(Entries with page source code)
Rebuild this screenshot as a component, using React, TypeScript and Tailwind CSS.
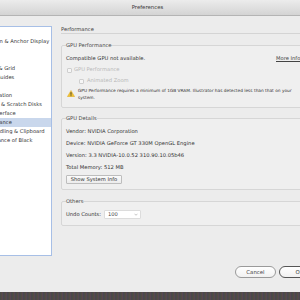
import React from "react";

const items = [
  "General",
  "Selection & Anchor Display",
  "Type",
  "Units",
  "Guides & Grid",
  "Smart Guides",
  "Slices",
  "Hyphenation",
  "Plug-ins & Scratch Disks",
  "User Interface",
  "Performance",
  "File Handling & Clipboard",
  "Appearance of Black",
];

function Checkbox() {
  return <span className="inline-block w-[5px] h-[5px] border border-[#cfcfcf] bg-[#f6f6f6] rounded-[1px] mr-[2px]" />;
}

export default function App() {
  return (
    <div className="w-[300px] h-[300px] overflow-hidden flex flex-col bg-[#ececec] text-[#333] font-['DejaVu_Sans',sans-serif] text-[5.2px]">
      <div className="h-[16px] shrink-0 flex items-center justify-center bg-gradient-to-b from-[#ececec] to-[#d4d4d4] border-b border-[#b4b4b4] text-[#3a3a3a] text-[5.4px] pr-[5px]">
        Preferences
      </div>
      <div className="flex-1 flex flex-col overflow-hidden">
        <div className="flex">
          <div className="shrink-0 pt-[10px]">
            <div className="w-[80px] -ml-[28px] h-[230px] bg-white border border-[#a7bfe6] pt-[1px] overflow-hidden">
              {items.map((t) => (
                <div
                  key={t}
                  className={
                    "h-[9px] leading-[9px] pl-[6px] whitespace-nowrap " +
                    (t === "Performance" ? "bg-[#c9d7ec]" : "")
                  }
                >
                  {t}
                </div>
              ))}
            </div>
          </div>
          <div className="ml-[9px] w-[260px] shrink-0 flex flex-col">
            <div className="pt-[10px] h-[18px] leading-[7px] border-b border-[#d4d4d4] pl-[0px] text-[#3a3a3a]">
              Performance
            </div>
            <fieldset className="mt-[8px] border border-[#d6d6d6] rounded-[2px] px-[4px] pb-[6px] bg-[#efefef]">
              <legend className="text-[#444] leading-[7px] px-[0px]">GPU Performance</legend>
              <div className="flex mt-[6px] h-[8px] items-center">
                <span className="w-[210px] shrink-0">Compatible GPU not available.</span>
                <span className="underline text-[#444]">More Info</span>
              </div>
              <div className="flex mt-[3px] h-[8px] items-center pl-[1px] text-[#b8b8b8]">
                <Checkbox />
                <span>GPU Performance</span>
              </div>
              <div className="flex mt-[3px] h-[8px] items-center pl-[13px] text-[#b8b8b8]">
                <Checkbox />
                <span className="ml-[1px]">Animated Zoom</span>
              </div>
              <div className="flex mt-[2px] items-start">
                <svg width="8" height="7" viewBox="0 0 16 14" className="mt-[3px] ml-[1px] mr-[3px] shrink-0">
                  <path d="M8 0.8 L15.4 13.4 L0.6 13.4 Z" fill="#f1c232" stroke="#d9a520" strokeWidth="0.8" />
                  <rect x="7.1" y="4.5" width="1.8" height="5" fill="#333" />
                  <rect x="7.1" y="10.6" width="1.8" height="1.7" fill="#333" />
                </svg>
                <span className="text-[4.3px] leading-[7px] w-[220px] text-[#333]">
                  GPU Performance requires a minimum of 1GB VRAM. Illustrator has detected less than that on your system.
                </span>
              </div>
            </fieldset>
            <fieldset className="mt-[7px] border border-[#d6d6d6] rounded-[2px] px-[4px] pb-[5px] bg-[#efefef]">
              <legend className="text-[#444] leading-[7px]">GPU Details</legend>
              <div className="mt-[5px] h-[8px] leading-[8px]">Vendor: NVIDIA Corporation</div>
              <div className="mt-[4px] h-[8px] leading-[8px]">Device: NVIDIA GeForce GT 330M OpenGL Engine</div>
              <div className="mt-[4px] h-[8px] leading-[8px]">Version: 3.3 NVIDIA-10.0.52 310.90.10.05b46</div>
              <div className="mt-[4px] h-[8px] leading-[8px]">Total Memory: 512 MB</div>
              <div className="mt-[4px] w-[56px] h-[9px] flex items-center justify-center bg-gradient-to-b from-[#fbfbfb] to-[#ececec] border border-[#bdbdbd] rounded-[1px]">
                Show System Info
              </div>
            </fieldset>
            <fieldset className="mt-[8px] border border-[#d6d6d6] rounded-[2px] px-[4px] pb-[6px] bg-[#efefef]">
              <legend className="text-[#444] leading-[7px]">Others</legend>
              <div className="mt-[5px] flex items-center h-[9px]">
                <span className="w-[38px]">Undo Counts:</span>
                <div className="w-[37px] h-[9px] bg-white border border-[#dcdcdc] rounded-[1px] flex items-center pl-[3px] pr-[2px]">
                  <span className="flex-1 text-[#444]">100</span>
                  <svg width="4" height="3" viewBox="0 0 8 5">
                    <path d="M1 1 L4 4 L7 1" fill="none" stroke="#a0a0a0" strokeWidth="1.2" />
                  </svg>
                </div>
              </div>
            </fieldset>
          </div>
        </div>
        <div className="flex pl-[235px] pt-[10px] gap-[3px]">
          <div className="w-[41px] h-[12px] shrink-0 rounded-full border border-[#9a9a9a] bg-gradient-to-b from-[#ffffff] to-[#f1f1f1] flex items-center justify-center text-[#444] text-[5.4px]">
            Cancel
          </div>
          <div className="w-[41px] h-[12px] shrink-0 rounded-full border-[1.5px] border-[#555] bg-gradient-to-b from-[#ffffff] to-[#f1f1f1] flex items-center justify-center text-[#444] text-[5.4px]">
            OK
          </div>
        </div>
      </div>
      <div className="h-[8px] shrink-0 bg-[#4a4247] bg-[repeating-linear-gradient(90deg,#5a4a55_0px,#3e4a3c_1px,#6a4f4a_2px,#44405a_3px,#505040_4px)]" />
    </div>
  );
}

...

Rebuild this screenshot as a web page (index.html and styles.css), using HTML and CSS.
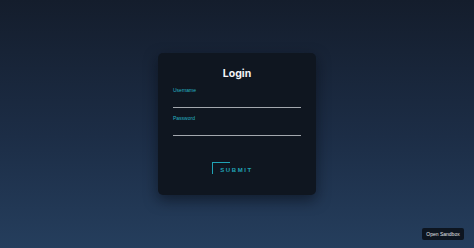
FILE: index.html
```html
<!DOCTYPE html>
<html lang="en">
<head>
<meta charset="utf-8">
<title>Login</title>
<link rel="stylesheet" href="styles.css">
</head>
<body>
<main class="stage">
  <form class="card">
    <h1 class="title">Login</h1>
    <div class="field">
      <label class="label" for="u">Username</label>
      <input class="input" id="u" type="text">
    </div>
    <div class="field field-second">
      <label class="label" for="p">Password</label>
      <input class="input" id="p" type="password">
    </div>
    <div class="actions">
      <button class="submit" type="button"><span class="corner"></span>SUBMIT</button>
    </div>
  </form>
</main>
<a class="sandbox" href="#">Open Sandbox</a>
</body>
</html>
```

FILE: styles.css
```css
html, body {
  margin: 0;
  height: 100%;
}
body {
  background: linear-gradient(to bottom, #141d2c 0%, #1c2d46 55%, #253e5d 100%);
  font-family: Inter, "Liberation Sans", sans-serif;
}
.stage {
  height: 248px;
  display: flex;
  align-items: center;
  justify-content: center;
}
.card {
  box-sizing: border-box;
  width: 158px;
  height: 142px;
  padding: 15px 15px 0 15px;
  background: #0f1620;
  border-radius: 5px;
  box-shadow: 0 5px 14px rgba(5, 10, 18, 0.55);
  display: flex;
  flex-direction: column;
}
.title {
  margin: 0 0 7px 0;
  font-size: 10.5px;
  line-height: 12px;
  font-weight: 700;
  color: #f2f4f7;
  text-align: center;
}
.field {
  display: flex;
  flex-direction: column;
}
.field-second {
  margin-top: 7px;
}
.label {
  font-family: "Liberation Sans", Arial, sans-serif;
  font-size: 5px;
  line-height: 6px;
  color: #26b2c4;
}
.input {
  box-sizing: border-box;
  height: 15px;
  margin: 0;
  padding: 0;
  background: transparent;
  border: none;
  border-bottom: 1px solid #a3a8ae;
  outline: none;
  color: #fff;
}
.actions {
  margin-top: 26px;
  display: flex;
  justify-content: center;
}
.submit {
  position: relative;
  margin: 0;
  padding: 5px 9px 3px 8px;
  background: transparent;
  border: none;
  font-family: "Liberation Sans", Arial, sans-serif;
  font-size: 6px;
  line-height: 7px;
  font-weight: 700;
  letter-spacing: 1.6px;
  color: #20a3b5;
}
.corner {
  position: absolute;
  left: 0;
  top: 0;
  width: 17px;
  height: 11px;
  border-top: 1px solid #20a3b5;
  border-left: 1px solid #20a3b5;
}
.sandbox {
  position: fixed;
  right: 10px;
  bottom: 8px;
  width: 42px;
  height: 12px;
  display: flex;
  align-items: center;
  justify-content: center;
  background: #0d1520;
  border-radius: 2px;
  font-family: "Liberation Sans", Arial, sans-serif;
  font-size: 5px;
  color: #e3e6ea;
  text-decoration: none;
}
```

WHAT THE TASK REQUIRES:
From the material above, gather all lines that include the string "using" and copy them.

EXPECTED OUTPUT:
Rebuild this screenshot as a component, using React, TypeScript and Tailwind CSS.
Rebuild this screenshot as a web page (index.html and styles.css), using HTML and CSS.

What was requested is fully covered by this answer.